Disciplines > Sociology > Articles > Them and Us

Vertical division | Horizontal division | Concentric division | The underlying force | Breaking down the barriers | See also

 

There is a force in many organizations, both private and public, that divides people into 'them and us' and so creates the seeds of organizational failure. This force also acts on governments and nations and underlies many historical revolutions.

Vertical division: Silos and Empires

A common complaint in companies is that people in different departments not only have little understanding of one another but that they have a tendency to engage in inter-departmental battles. The immediate effect of this is that overall performance drops as people replace real, value-adding work with attacking others and defending their own territory. This can be seen in endless meetings, where many person-hours are lost in fruitless debate, and 'not my problem' attitudes of non-collaboration.

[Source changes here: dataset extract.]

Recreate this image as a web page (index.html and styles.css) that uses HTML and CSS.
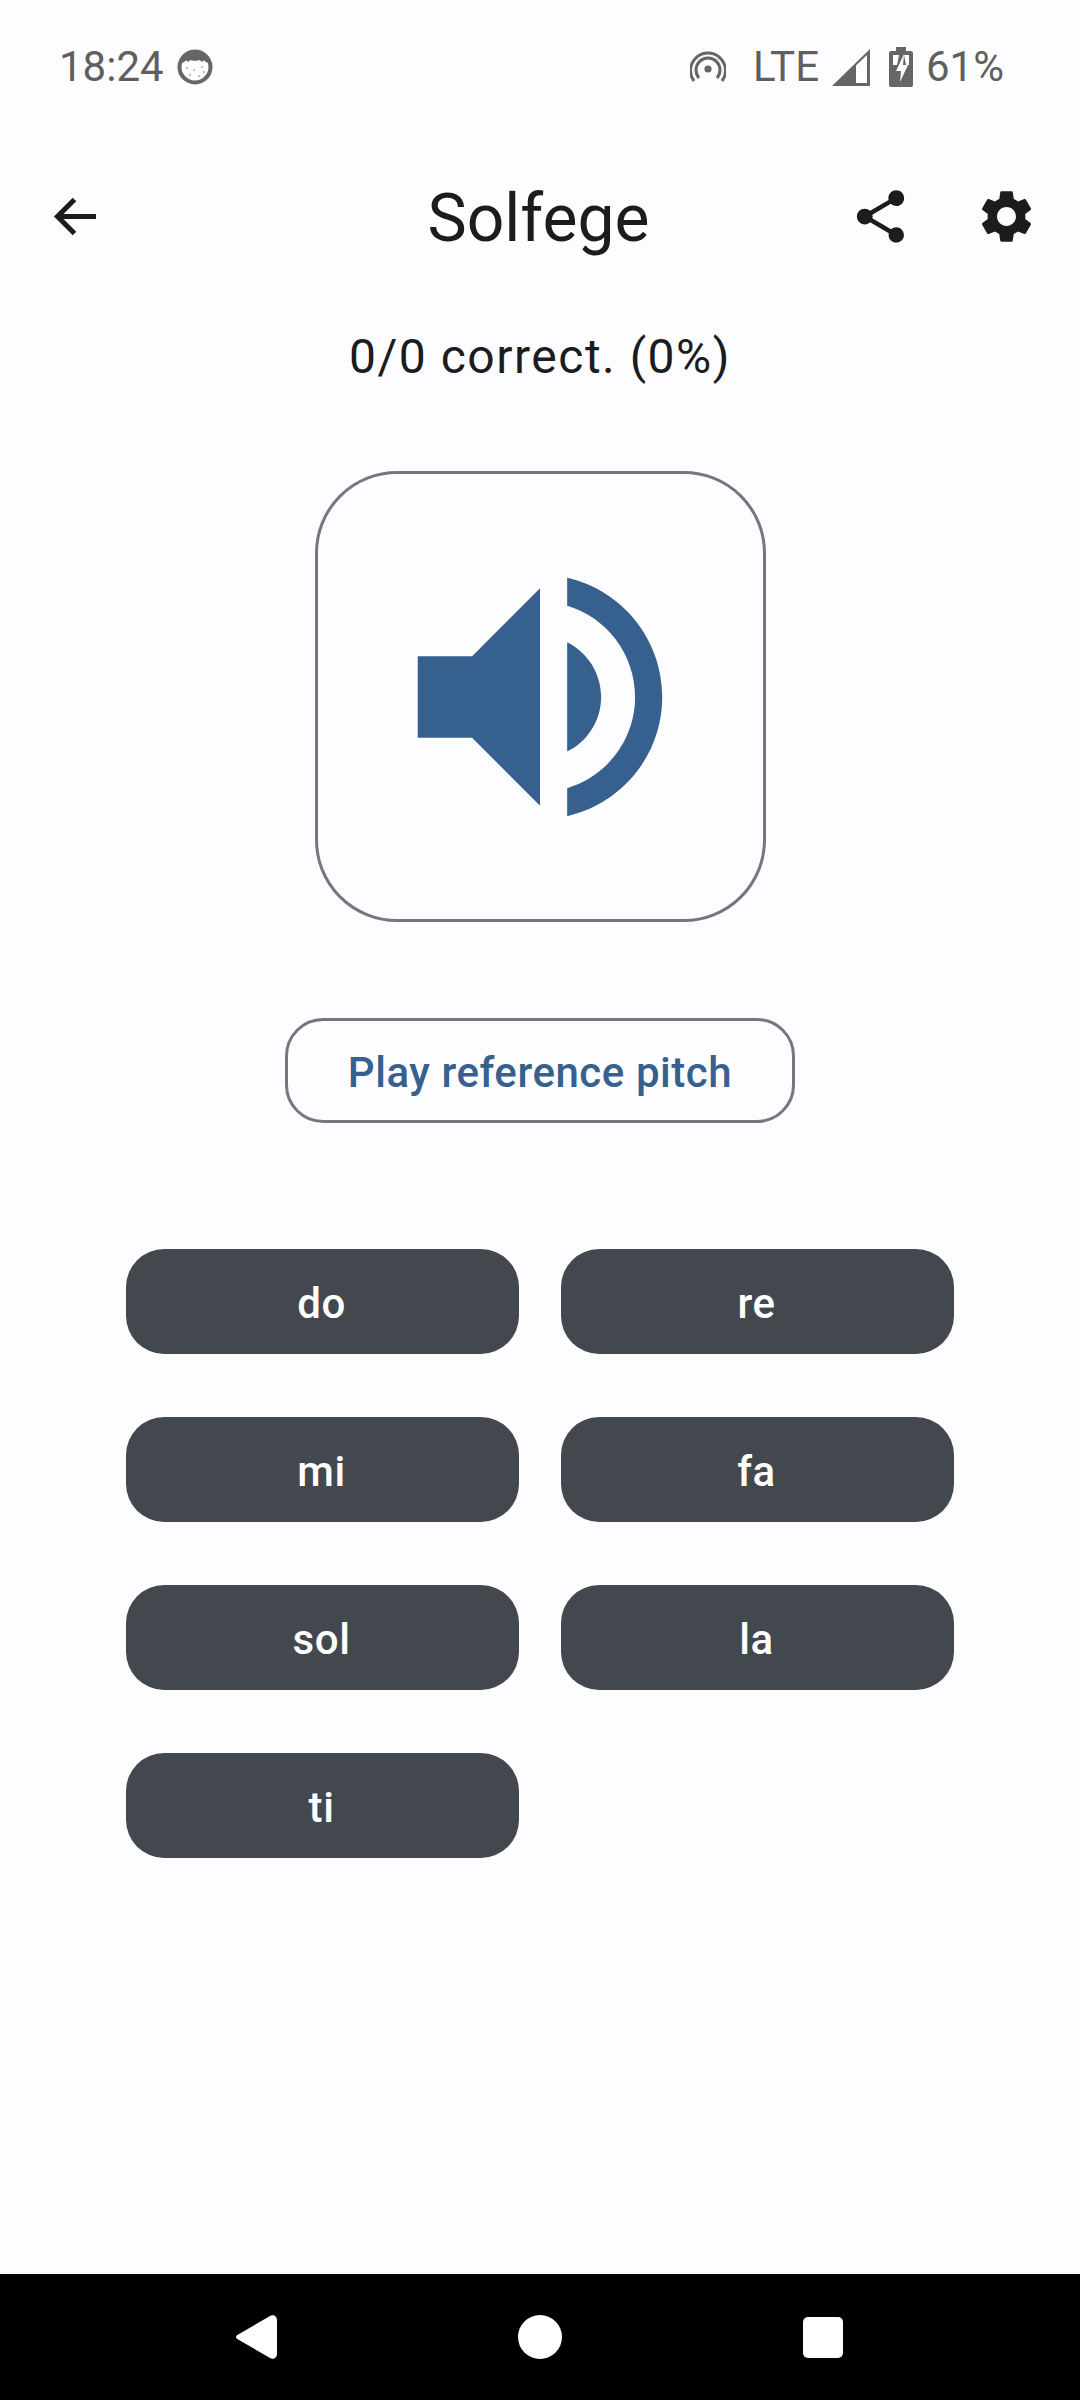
FILE: index.html
```html
<!DOCTYPE html>
<html lang="en">
<head>
<meta charset="utf-8">
<title>Solfege</title>
<link rel="stylesheet" href="styles.css">
</head>
<body>
<div class="screen">
  <div class="status-bar">
    <div class="status-left">
      <span class="time">18:24</span>
      <svg class="st-avatar" viewBox="0 0 36 36"><circle cx="18" cy="18" r="15.5" fill="#fff" stroke="#666" stroke-width="4"/><path d="M4 14C6 5 12 3 18 3s12 2 14 11c-2 0-4-1-5-3-1 2-3 2-4 0-2 1-8 1-10 0-1 2-3 2-4 0-1 2-3 3-5 3z" fill="#666"/><g fill="#aaa"><circle cx="10" cy="19" r="1"/><circle cx="17" cy="21" r="1"/><circle cx="25" cy="18" r="1"/><circle cx="13" cy="26" r="1"/><circle cx="22" cy="27" r="1"/><circle cx="27" cy="23" r="1"/></g></svg>
    </div>
    <div class="status-right">
      <svg class="st-hotspot" viewBox="0 0 36 32"><circle cx="18" cy="18" r="3.600" fill="#666"/><path d="M9 27a12 12 0 1 1 18 0" fill="none" stroke="#666" stroke-width="3"/><path d="M4 30A17.500 17.500 0 1 1 32 30" fill="none" stroke="#666" stroke-width="3"/></svg>
      <span class="lte">LTE</span>
      <svg class="st-signal" viewBox="0 0 38 37"><path d="M38 0V37H0z" fill="#666"/><path d="M24 16.500L35 6V34H24z" fill="#fff"/></svg>
      <svg class="st-battery" viewBox="0 0 24 40"><path d="M7 0h10v4h5a2 2 0 0 1 2 2v32a2 2 0 0 1-2 2H2a2 2 0 0 1-2-2V6a2 2 0 0 1 2-2h5z" fill="#666"/><path d="M4 8h6l-2 10H4zM15 8h5v10h-3z" fill="#fff"/><path d="M15 7l-8 17h5l-1 11 8-17h-5z" fill="#fff"/></svg>
      <span class="pct">61%</span>
    </div>
  </div>

  <header class="app-bar">
    <button class="icon-btn back" aria-label="Back"><svg viewBox="0 0 48 48" class="ic-back"><path d="M46 22.500H7.500M24.500 5.500 7.500 22.500l17 17" fill="none" stroke="#1a1c1e" stroke-width="5"/></svg></button>
    <h1 class="title">Solfege</h1>
    <div class="actions">
      <svg class="ic-share" viewBox="0 0 24 24"><path d="M18 16.080c-.76 0-1.440.3-1.960.77L8.910 12.700c.05-.23.09-.46.09-.7s-.04-.47-.09-.7l7.050-4.110c.54.5 1.250.81 2.040.81 1.660 0 3-1.340 3-3s-1.340-3-3-3-3 1.340-3 3c0 .24.04.47.09.7L8.040 9.810C7.500 9.310 6.790 9 6 9c-1.660 0-3 1.340-3 3s1.340 3 3 3c.79 0 1.500-.31 2.040-.81l7.120 4.160c-.05.21-.08.43-.08.65 0 1.610 1.310 2.920 2.920 2.920s2.920-1.310 2.920-2.920-1.310-2.920-2.920-2.920z" fill="#1a1c1e"/></svg>
      <svg class="ic-gear" viewBox="0 0 24 24"><path d="M19.140 12.940c.04-.3.06-.61.06-.94 0-.32-.02-.64-.07-.94l2.030-1.580c.18-.14.23-.41.12-.61l-1.920-3.320c-.12-.22-.37-.29-.59-.22l-2.390.96c-.5-.38-1.030-.7-1.620-.94l-.36-2.540c-.04-.24-.24-.41-.48-.41h-3.840c-.24 0-.43.17-.47.41l-.36 2.540c-.59.24-1.130.57-1.620.94l-2.390-.96c-.22-.08-.47 0-.59.22L2.740 8.870c-.12.21-.08.47.12.61l2.030 1.580c-.05.3-.09.63-.09.94s.02.64.07.94l-2.030 1.580c-.18.14-.23.41-.12.61l1.920 3.320c.12.22.37.29.59.22l2.390-.96c.5.38 1.030.7 1.620.94l.36 2.540c.05.24.24.41.48.41h3.840c.24 0 .44-.17.47-.41l.36-2.540c.59-.24 1.130-.56 1.620-.94l2.390.96c.22.08.47 0 .59-.22l1.920-3.320c.12-.22.07-.47-.12-.61l-2.010-1.580zM12 15.600c-1.980 0-3.600-1.620-3.600-3.600s1.620-3.600 3.600-3.600 3.600 1.620 3.600 3.600-1.620 3.600-3.600 3.600z" fill="#1a1c1e"/></svg>
    </div>
  </header>

  <main class="content">
    <p class="score">0/0 correct. (0%)</p>
    <button class="speaker" aria-label="Play"><svg viewBox="0 0 24 24" class="ic-speaker"><path d="M3 9v6h4l5 5V4L7 9H3zm13.500 3c0-1.770-1.020-3.290-2.500-4.030v8.050c1.480-.73 2.500-2.250 2.500-4.020zM14 3.230v2.060c2.890.86 5 3.540 5 6.710s-2.110 5.850-5 6.710v2.060c4.010-.91 7-4.490 7-8.770s-2.990-7.860-7-8.770z" fill="#36618e"/></svg></button>
    <button class="reference">Play reference pitch</button>
    <div class="notes">
      <button class="note">do</button>
      <button class="note">re</button>
      <button class="note">mi</button>
      <button class="note">fa</button>
      <button class="note">sol</button>
      <button class="note">la</button>
      <button class="note">ti</button>
    </div>
  </main>

  <nav class="nav-bar">
    <svg class="nav-back" viewBox="0 0 41 44"><path d="M3 19 34 1c3-2 7 0 7 4v34c0 4-4 6-7 4L3 25c-4-2-4-4 0-6z" fill="#fff"/></svg>
    <span class="nav-home"></span>
    <span class="nav-square"></span>
  </nav>
</div>
</body>
</html>
```
FILE: styles.css
```css
* { box-sizing: border-box; }
html, body { margin: 0; padding: 0; }
body { background: #fdfcff; font-family: Roboto, "Noto Sans", sans-serif; }
.screen { width: 1080px; height: 2400px; display: flex; flex-direction: column; background: #fdfcff; }

.status-bar { height: 130px; padding: 47px 76px 0 59px; display: flex; justify-content: space-between; align-items: flex-start; color: #5f5f5f; }
.status-left, .status-right { display: flex; align-items: center; height: 40px; }
.time { font-size: 42px; line-height: 40px; }
.st-avatar { width: 36px; height: 36px; margin-left: 13px; }
.st-hotspot { width: 36px; height: 32px; margin-right: 27px; }
.lte { font-size: 42px; line-height: 40px; }
.st-signal { width: 38px; height: 37px; margin-left: 13px; }
.st-battery { width: 24px; height: 40px; margin-left: 19px; }
.pct { font-size: 42px; line-height: 40px; margin-left: 13px; }

.app-bar { height: 176px; position: relative; display: flex; align-items: center; justify-content: center; }
.icon-btn { border: 0; background: none; padding: 0; }
.back { position: absolute; left: 50px; top: 64px; width: 48px; height: 48px; }
.ic-back { width: 48px; height: 48px; display: block; }
.title { margin: 0 3px 0 0; font-size: 66px; line-height: 80px; font-weight: 400; color: #1a1c1e; position: relative; top: 1px; }
.actions { position: absolute; right: 42.500px; top: 54.500px; display: flex; align-items: center; gap: 63px; }
.ic-share { width: 63px; height: 63px; display: block; }
.ic-gear { width: 63px; height: 63px; display: block; }

.content { flex: 1; display: flex; flex-direction: column; align-items: center; }
.score { margin: 21px 0 0; font-size: 48px; line-height: 60px; letter-spacing: 1.500px; color: #1a1c1e; }
.speaker { margin-top: 84px; width: 451px; height: 451px; border: 3px solid #74777f; border-radius: 82px; background: none; padding: 0; display: flex; align-items: center; justify-content: center; }
.ic-speaker { width: 326px; height: 326px; display: block; }
.reference { margin-top: 96px; width: 510px; height: 105px; border: 3px solid #74777f; border-radius: 38px; background: none; padding: 3px 0 0; font-family: inherit; font-size: 42px; font-weight: 500; letter-spacing: .55px; color: #36618e; }
.notes { margin-top: 126px; width: 828px; display: grid; grid-template-columns: 393px 393px; column-gap: 42px; row-gap: 63px; }
.note { height: 105px; border: 0; border-radius: 38px; background: #43474e; color: #fff; padding: 3px 2px 0 0; font-family: inherit; font-size: 42px; font-weight: 500; letter-spacing: .55px; }

.nav-bar { height: 126px; background: #000; position: relative; flex: none; }
.nav-back { position: absolute; left: 236px; top: 41px; width: 41px; height: 44px; }
.nav-home { position: absolute; left: 518px; top: 41px; width: 44px; height: 44px; border-radius: 50%; background: #fff; }
.nav-square { position: absolute; left: 803px; top: 43px; width: 40px; height: 41px; border-radius: 5px; background: #fff; }
```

A common cause of inter-group strife is that processes operate horizontally, flowing across departmental boundaries, while power enacts vertically, down the hierarchical management structure. When people are supposed to collaborate with others at the same level elsewhere, their eyes are mostly turned upwards as they prioritize their actions to first please the whim of their managers. Support functions such as HR and IT can also acquire lives of their own and become more of a hindrance than a help.

Another cause of vertical division is the battle for resource. There is always too little money and too few people with required skills. As a result, managers and individuals often have to fight for the resource to do their jobs. Seduced by power, some managers also seek to build their own little empires, gaining control over as many people and associated resources as possible. They then sit as lords and fight wars with other managers in attack or defending their territory.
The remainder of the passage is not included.